REQUIREMENTS: Lines that contain the string "this" are to be copied; leave out all others.

Web page code records:

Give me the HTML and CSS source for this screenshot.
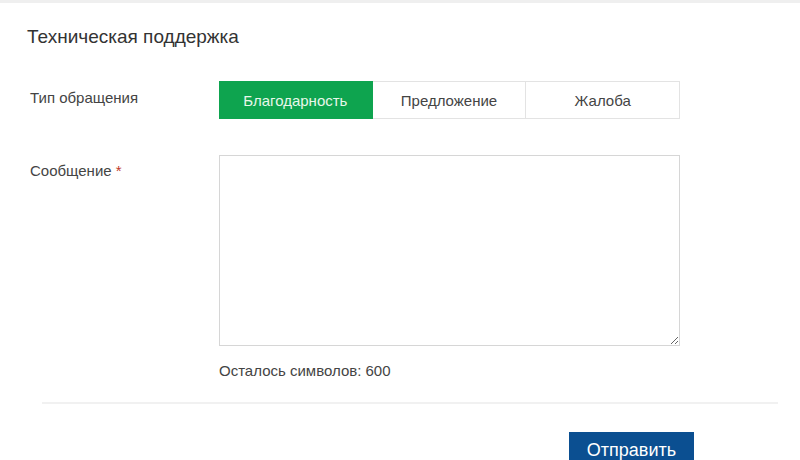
FILE: index.html
```html
<!DOCTYPE html>
<html lang="ru">
<head>
  <meta charset="UTF-8" />
  <title>Техническая поддержка</title>
  <link rel="stylesheet" href="styles.css">
</head>
<body>
  <div class="panel">
    <h1>Техническая поддержка</h1>

    <div class="row type-row">
      <div class="label">Тип обращения</div>
      <div class="segments">
        <button class="seg active">Благодарность</button>
        <button class="seg">Предложение</button>
        <button class="seg">Жалоба</button>
      </div>
    </div>

    <div class="row msg-row">
      <div class="label">Сообщение <span class="req">*</span></div>
      <div class="field">
        <textarea class="message"></textarea>
        <div class="counter">Осталось символов: 600</div>
      </div>
    </div>

    <div class="divider"></div>

    <div class="actions">
      <button class="submit">Отправить</button>
    </div>
  </div>
</body>
</html>
```

FILE: styles.css
```css
body {
  margin: 0;
  font-family: "Liberation Sans", Arial, sans-serif;
  background: #fff;
  color: #444;
}
.panel {
  border-top: 3px solid #efefef;
  padding: 0 22px 0 27px;
}
h1 {
  margin: 22px 0 0;
  font-size: 19px;
  font-weight: normal;
  color: #333;
  line-height: 24px;
}
.row {
  display: flex;
}
.label {
  width: 189px;
  padding-left: 3px;
  font-size: 15px;
  color: #444;
}
.type-row {
  margin-top: 32px;
}
.type-row .label {
  line-height: 34px;
}
.segments {
  display: flex;
  width: 461px;
  height: 38px;
}
.seg {
  flex: 1;
  border: 1px solid #e3e3e3;
  border-left: none;
  background: #fff;
  font-family: inherit;
  font-size: 15px;
  color: #444;
  padding: 0;
}
.seg:last-child {
  border-right: 1px solid #e3e3e3;
}
.seg.active {
  background: #0ea44f;
  border-color: #0ea44f;
  color: #e8f7ea;
}
.msg-row {
  margin-top: 36px;
}
.msg-row .label {
  padding-top: 7px;
}
.req {
  color: #c0392b;
}
.message {
  display: block;
  box-sizing: border-box;
  width: 461px;
  height: 191px;
  margin: 0;
  border: 1px solid #d6d6d6;
  resize: vertical;
}
.counter {
  margin-top: 16px;
  font-size: 15px;
  color: #444;
}
.divider {
  margin: 23px 0 0 15px;
  border-top: 2px solid #f1f1f1;
}
.actions {
  padding-left: 542px;
  margin-top: 28px;
}
.submit {
  width: 125px;
  height: 40px;
  border: none;
  background: #0b4f91;
  color: #fff;
  font-family: inherit;
  font-size: 18px;
  padding: 0 0 4px;
}
```
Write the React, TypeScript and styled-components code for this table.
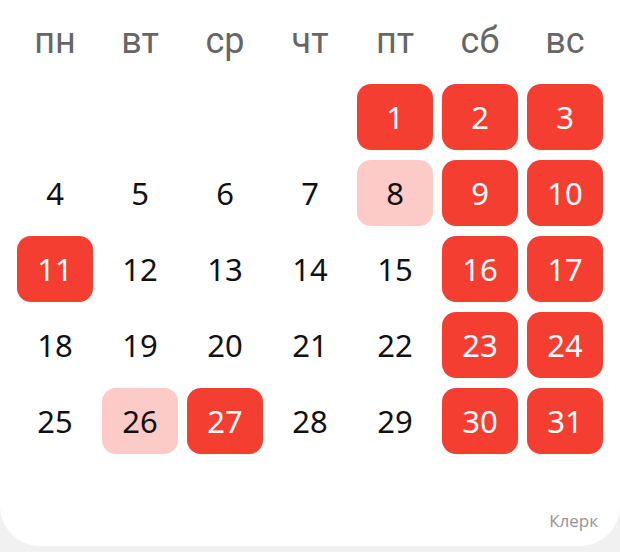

TASK ANSWER:
Give me the HTML and CSS source for this screenshot.
Write the React, TypeScript and styled-components code for this table.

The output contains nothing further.